Only recently, Rehana Gulzar, 35, a Female Multipurpose Health Worker (FMPHW) with the Health Department and a mother of three, was allegedly “burnt alive” by her in-laws in Ahm-e-Shareef area of north Kashmir’s Bandipore district.

She was married to one Lateef Ahmad Baba in 2009.

Her parents said she always complained of being treated harshly by her in-laws but “we never imagined they would go to the extent of killing her”.

“Domestic violence has risen of late in Kashmir owing to dowry demands, extra-marital affairs, especially in towns and cities, and it sometimes leads to murders and bride burning, which is a blot on our society,” said Iqbal Majeed Bhat, Assistant Professor, Social Work, Central University of Jammu. “Domestic violence laws should be made stricter and many changes are needed both in the IPC and the RPC only to make them more effective in curbing this trend.”

According to the official sources of J&K Police, 3960 cases relating to violence against women were reported during seven years in J&K in which 5150 accused were booked.

In Jammu district alone, 638 such cases have been reported followed by Srinagar city with 387, Doda 335, Udhampur 148, Poonch 135, Baramulla 105, Anantnag 79, Kishtawar 76, Kupwara 64, Ramban 58, Samba 51, Reasi 45, Rajouri 40, Ganderbal 32, Budgam 31, Pulwama 31, Bandipora 24, Shopian 24, Kulgam 18 and Kargil 4.

Another case that shocked Kashmir this year was that of Mudasir Aziz, a junior engineer and mother of a four-year-old son who committed suicide by jumping into the River Jhelum.

Her parents alleged that she was driven to suicide by her in-laws who always harassed her for no fault of hers.

Her husband Javaid Ahmad, his sister Naziya Shafi and his aunt Sabeena Majid have since been booked for abetment of suicide, domestic violence, and criminal conspiracy but are currently out on bail, and the case is hanging fire.

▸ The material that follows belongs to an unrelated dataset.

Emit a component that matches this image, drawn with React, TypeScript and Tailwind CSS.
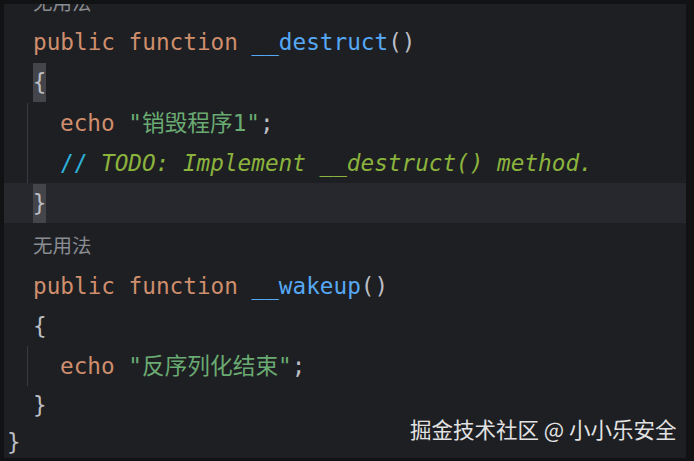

Mudasir’s body was fished out after 50 days.

She was a highly-educated woman with an M. Tech. from the University of Kashmir.

“This society needs a complete overhaul. Its courts, religious institutions, familial and social relationships have become worthless. A woman is as important a part of the society as a man, for without her the life will come to a standstill. Yet, she has been waiting for justice for centuries,” said Mohammad Samiullah, a social activist from Anantnag. “There have been many cases in recent years where, prima facie, a woman was killed by her in-laws and driven to suicide. But most of these cases have not been settled by the courts and the criminals are roaming free. In many of the other cases, the alleged murderers have been set free for lack of evidence. If all domestic violence cases are investigated and settled by the courts properly, it will help tackle this great social evil.”

It is not only women who suffer from broken marriages. There have been a few cases of men being murdered or driven to suicide as well. In Nowgam area of Srinagar recently, Police arrested the widow of Aabiro Shafi, a property dealer who is alleged to have killed him with the help of her paramour Tanveer Moulvi.

“Marriage as a sacred institution is losing its weight in our society. We are witnessing cases which, if reported properly, will make the people believe that it is better to die than get married,” said a prosecuting officer of the J&K Police on the conditions of anonymity. “We are investigating a case where the wife allegedly tries to cut off the genitals of her husband in his sleep after she developed an extramarital affair with a neighbour 10 years younger to her. She confessed, saying she had been asked to do this by her paramour. The idea was that the husband would then be compelled to let her have sexual relations with the neighbour so as to conceive. Our society is going from bad to worse. Not a day passes without our courts and police stations have to do with two or three cases of women trying to misuse Section 498-A (alleged harassment of married women) of the RPC against their men.”

Clearly, it is time for the Kashmiri society to take a hard look at itself.